Si une règle stipulant que le « port d’une jupe de maximum six centimètres au-dessus du genou est acceptable » s’applique théoriquement à l’ensemble des élèves, en pratique, ce sont majoritairement les filles qui sont visées et qui doivent apprendre à naviguer avec ces prescriptions dans l’espace scolaire. Les adolescentes sont en ce sens indéniablement au centre des préoccupations vestimentaires en milieu scolaire dans la mesure où ces politiques s’affairent explicitement à réglementer leur apparence.
Par ailleurs, ma recherche a également révélé que l’application de ces règles cible les filles de manière disproportionnée. Elles sont davantage surveillées que les garçons et plus souvent punies en vertu des codes vestimentaires scolaires. Par exemple, elles se voient imposer le port de vêtements provenant du fameux bac des objets perdus que possède chaque école secondaire et sont menacées d’être exclues de la classe si elles refusent. Les participantes à mon étude ont toutes souligné l’humiliation et le sentiment d’injustice qu’elles ressentent face à l’application arbitraire de règles qu’elles jugent à la fois sexistes et dépassées. C’est le cas de Béatrice (prénom fictif) qui m’a rapporté les propos suivants d’une intervenante de son école : « Cache tes épaules, sinon les gars vont mordre à l’hameçon. »

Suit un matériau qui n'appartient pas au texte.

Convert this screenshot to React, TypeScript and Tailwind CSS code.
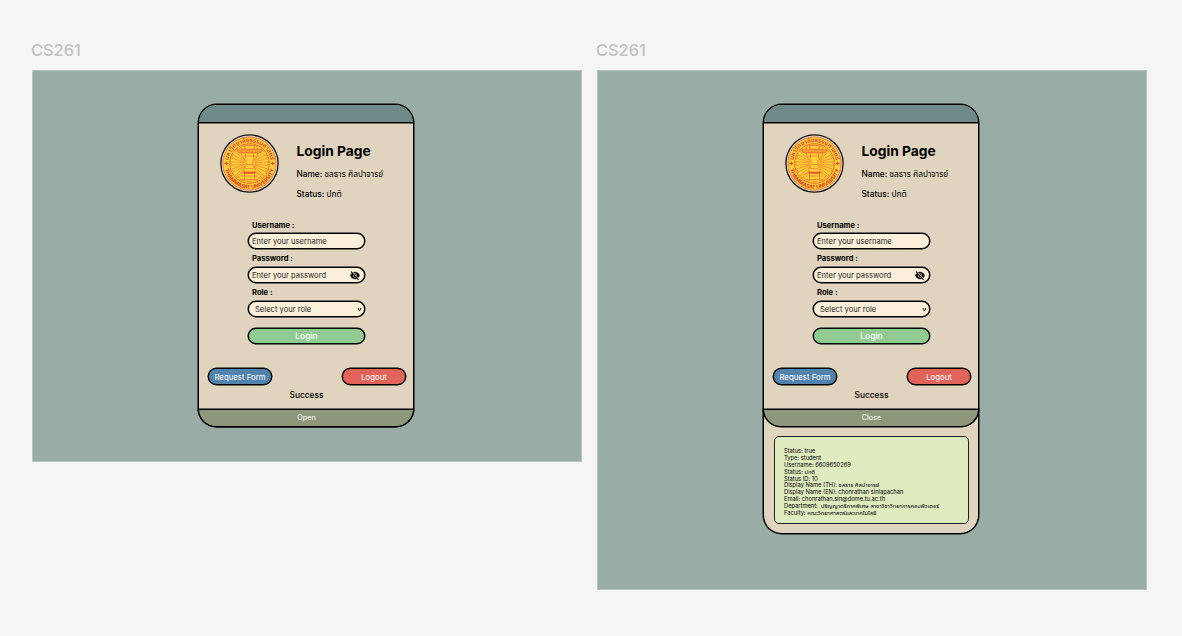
import React from "react";

const rays = Array.from({ length: 16 }, (_, i) => i * 22.5);

function Seal({ id }: { id: string }) {
  return (
    <svg viewBox="-29.5 -29.5 59 59" className="h-[59px] w-[59px] shrink-0">
      <defs>
        <path id={`${id}-top`} d="M-21.4 0A21.400 21.400 0 0 1 21.400 0" />
        <path id={`${id}-bottom`} d="M-25.200 0A25.200 25.200 0 0 0 25.200 0" />
      </defs>
      <circle r="28.600" fill="#efdccb" stroke="#111" strokeWidth="1.300" />
      <circle r="26.600" fill="#ffcf36" stroke="#e65a3c" strokeWidth="0.800" />
      <circle r="19.800" fill="#ffcf36" stroke="#e5502f" strokeWidth="0.800" />
      <g stroke="#ee7433" strokeWidth="0.600" fill="none">
        {rays.map((r) => (
          <path key={r} d="M-.6 -5L-1.800 -18.500H1.800L.6 -5" transform={`rotate(${r})`} />
        ))}
      </g>
      <g fill="#ffcf36" stroke="#e9602f" strokeWidth="0.600">
        <path d="M-5 -18H5L4 -14H-4Z" />
        <path d="M-12.500 -14.300H12.500V-12.500L10.500 -10.500H-10.500L-12.500 -12.500Z" fill="#f49a33" />
        <path d="M-8.500 -10.500H8.500L7 -6.500L3.500 -3V2.500L5.500 5.500V8.500H-5.500V5.500L-3.500 2.500V-3L-7 -6.500Z" />
        <path d="M-4 -10V-5M4 -10V-5M-6 -7.500H6M-3 1H3M-4 5H4" />
        <path d="M-12 12Q-6 7.500 0 9.500Q6 7.500 12 12L8.500 16H-8.500Z" />
        <path d="M-9 12.500H9M-5 10V16M5 10V16" />
        <path d="M-6 9.500H6" stroke="#dc3528" strokeWidth="1.200" />
      </g>
      <path d="M-25.100 0H-21.300M-23.200 -1.900V1.900M21.300 0H25.100M23.200 -1.900V1.900" stroke="#e2442c" strokeWidth="1" />
      <text fill="#d93a2b" fontSize="6" fontWeight="600" fontFamily="Inter, 'Noto Sans Thai', sans-serif">
        <textPath href={`#${id}-top`} startOffset="50%" textAnchor="middle" textLength="60">มหาวิทยาลัยธรรมศาสตร์</textPath>
      </text>
      <text fill="#d93a2b" fontSize="5.300" fontWeight="700" fontFamily="Inter, sans-serif">
        <textPath href={`#${id}-bottom`} startOffset="50%" textAnchor="middle" textLength="67">THAMMASAT UNIVERSITY</textPath>
      </text>
    </svg>
  );
}

function EyeOff() {
  return (
    <svg viewBox="0 0 24 24" preserveAspectRatio="none" className="h-[11px] w-[10px]" fill="#111" stroke="#111" strokeWidth="1">
      <path d="M12 7c2.760 0 5 2.240 5 5 0 .65-.13 1.260-.36 1.830l2.920 2.920c1.510-1.260 2.700-2.890 3.430-4.750-1.730-4.390-6-7.500-11-7.500-1.400 0-2.740.25-3.980.7l2.160 2.160C10.740 7.130 11.350 7 12 7zM2 4.270l2.280 2.280.46.46C3.080 8.300 1.780 10.020 1 12c1.730 4.390 6 7.500 11 7.500 1.550 0 3.030-.3 4.380-.84l.42.42L19.730 22 21 20.730 3.270 3 2 4.270zM7.530 9.800l1.550 1.550c-.05.21-.08.43-.08.65 0 1.660 1.340 3 3 3 .22 0 .44-.03.65-.08l1.550 1.550c-.67.33-1.410.53-2.200.53-2.760 0-5-2.240-5-5 0-.79.2-1.530.53-2.200zm4.310-.78l3.150 3.150.02-.16c0-1.660-1.340-3-3-3l-.17.01z" />
    </svg>
  );
}

const outline = "border border-black shadow-[0_0_0_0.5px_#000]";
const field =
  outline + " flex h-[16px] w-[117px] items-center rounded-full bg-[#faf0da] text-[7.6px] leading-none text-[#282724]";

function LoginCard({ id, action }: { id: string; action: string }) {
  return (
    <div className="flex h-[322px] w-full flex-col">
      <div className="h-[18px] w-full shrink-0 rounded-t-[18px] border-b border-black bg-[#6e8b89] shadow-[0_0.5px_0_#000]" />
      <div className="flex h-[93px] shrink-0 pl-[21px] pt-[11px]">
        <Seal id={id} />
        <div className="ml-[17.5px] flex flex-col whitespace-nowrap pt-[8px]">
          <h1 className="text-[13.8px] font-bold leading-[18px]">Login Page</h1>
          <p className="mt-[7px] text-[8.3px] font-medium leading-[14px]">
            Name: <span className="font-normal">ชลธาร ศิลปาจารย์</span>
          </p>
          <p className="mt-[6px] text-[8.3px] font-medium leading-[14px]">
            Status: <span className="font-normal">ปกติ</span>
          </p>
        </div>
      </div>
      <div className="flex flex-col pl-[49px] text-[7.6px]">
        <label className="mt-[4px] h-[13px] pl-[4px] font-bold leading-[12px]">Username :</label>
        <div className={field + " pl-[3px] pt-[2px]"}>Enter your username</div>
        <label className="mt-[4px] h-[13px] pl-[4px] font-bold leading-[12px]">Password :</label>
        <div className={field + " mt-px justify-between pl-[3px] pr-[4px]"}>
          <span className="pt-px">Enter your password</span>
          <EyeOff />
        </div>
        <label className="mt-[3px] h-[13px] pl-[4px] font-bold leading-[13px]">Role :</label>
        <div className={field + " mt-[2px] justify-between pl-[6px] pr-[2px]"}>
          <span className="pt-px">Select your role</span>
          <svg viewBox="0 0 5 5" className="h-[5px] w-[5px]" fill="none" stroke="#111" strokeWidth="1">
            <path d="M1 1L2.500 4L4 1" />
          </svg>
        </div>
        <button className={outline + " mt-[11px] flex h-[16px] w-[117px] items-center justify-center rounded-full bg-[#90cb91] text-[8.5px] font-medium leading-none text-white"}>
          Login
        </button>
      </div>
      <div className="mt-[24px] flex justify-between pl-[9px] pr-[7px] text-[7.8px] leading-none text-white">
        <button className={outline + " flex h-[17px] w-[64px] items-center justify-center whitespace-nowrap rounded-full bg-[#5283ad] pt-[2px]"}>
          Request Form
        </button>
        <button className={outline + " flex h-[17px] w-[64px] items-center justify-center rounded-full bg-[#e1635a] pt-[2px]"}>
          Logout
        </button>
      </div>
      <p className="mt-[3px] pl-px text-center text-[8.4px] font-medium leading-[14px]">Success</p>
      <div className={outline + " -mx-px mt-auto flex h-[18px] shrink-0 items-center justify-center rounded-b-[18px] bg-[#8e977a] pl-px text-[7.2px] leading-none text-white"}>
        {action}
      </div>
    </div>
  );
}

const details = [
  "Status: true",
  "Type: student",
  "Username: 6609650269",
  "Status: ปกติ",
  "Status ID: 10",
  "Display Name (TH): ชลธาร ศิลปาจารย์",
  "Display Name (EN): chonrathan sinlapachan",
  "Email: chonrathan.sin@dome.tu.ac.th",
  "Department:  ปริญญาตรีภาคพิเศษ สาขาวิชาวิทยาการคอมพิวเตอร์",
  "Faculty: คณะวิทยาศาสตร์และเทคโนโลยี",
];

export default function App() {
  return (
    <main className="flex h-[636px] w-[1182px] gap-[15px] overflow-hidden bg-[#f5f5f5] pl-[32px] pt-[40px] font-[Inter,'Noto_Sans_Thai',sans-serif] text-black">
      <section className="w-[550px]">
        <h2 className="-ml-px h-[30px] text-[16.4px] font-medium leading-[21px] text-[#c2c2c2]">CS261</h2>
        <div className="flex h-[392px] border border-[#b8c5c0] bg-[#99ada6] pl-[165px] pt-[33px]">
          <div className="h-[323px] w-[216px] rounded-[19px] border border-b-0 border-black bg-[#e0d4be] shadow-[0_0_0_0.5px_#000]">
            <LoginCard id="seal-closed" action="Open" />
          </div>
        </div>
      </section>
      <section className="w-[550px]">
        <h2 className="-ml-px h-[30px] text-[16.4px] font-medium leading-[21px] text-[#c2c2c2]">CS261</h2>
        <div className="flex h-[520px] border border-[#b8c5c0] bg-[#99ada6] pl-[165px] pt-[33px]">
          <div className="h-[430px] w-[216px] rounded-[19px] border border-black bg-[#e0d4be] shadow-[0_0_0_0.5px_#000]">
            <LoginCard id="seal-open" action="Close" />
            <div className="ml-[10px] mt-[9px] h-[88px] w-[195px] rounded-[5px] border border-[#222] bg-[#deebbe] pl-[9px] pt-[11px]">
              {details.map((line) => (
                <p key={line} className="h-[6.9px] whitespace-pre text-[5.75px] leading-[6.9px]">
                  {line}
                </p>
              ))}
            </div>
          </div>
        </div>
      </section>
    </main>
  );
}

D’autres interventions similaires m’ont été racontées, reposant toutes sur l’idée qu’il est de la responsabilité des filles « de se couvrir » puisque la visibilité du corps féminin serait susceptible de déclencher des « pulsions » masculines prétendument incontrôlables.
Résister
Ma recherche a aussi souligné que le sentiment d’injustice des filles face aux codes vestimentaires se traduit dans toute une gamme de stratégies de résistance. Ces dernières vont des comportements d’évitement, comme le fait de tirer sur ses vêtements ou de s’assurer de ne pas croiser certains intervenants scolaires pour ne pas se faire avertir, aux efforts de dénonciation et aux mouvements de contestation, comme ceux qu’on a vus dans les derniers jours.
Cette résistance montre que les filles ne sont pas passives devant les injustices genrées, au contraire, elles les dénoncent et s’expriment à travers une multitude d’actes d’agentivité politique tout en remettant en question les discours d’intervention qui placent leurs corps dans une position d’objet de distraction pour le regard masculin.
En somme, il importe d’écouter les filles qui dénoncent des politiques vestimentaires à la fois injustes et humiliantes. C’est maintenant aux instances scolaires de prendre une posture d’écoute, de valoriser leur parole, de réellement tenter de la comprendre et de mettre en place des changements qui participeront à la mise en œuvre d’un milieu scolaire plus égalitaire.
Je souligne également que si les codes régissant l’habillement en milieu scolaire sont édictés avant tout pour contrôler l’apparence et les choix vestimentaires des filles, ces derniers affectent de façon particulière les personnes trans et non binaires, de même que toutes les personnes dont le corps ne correspond pas aux normes dominantes sur le plan de la classe, de la « race » et du poids.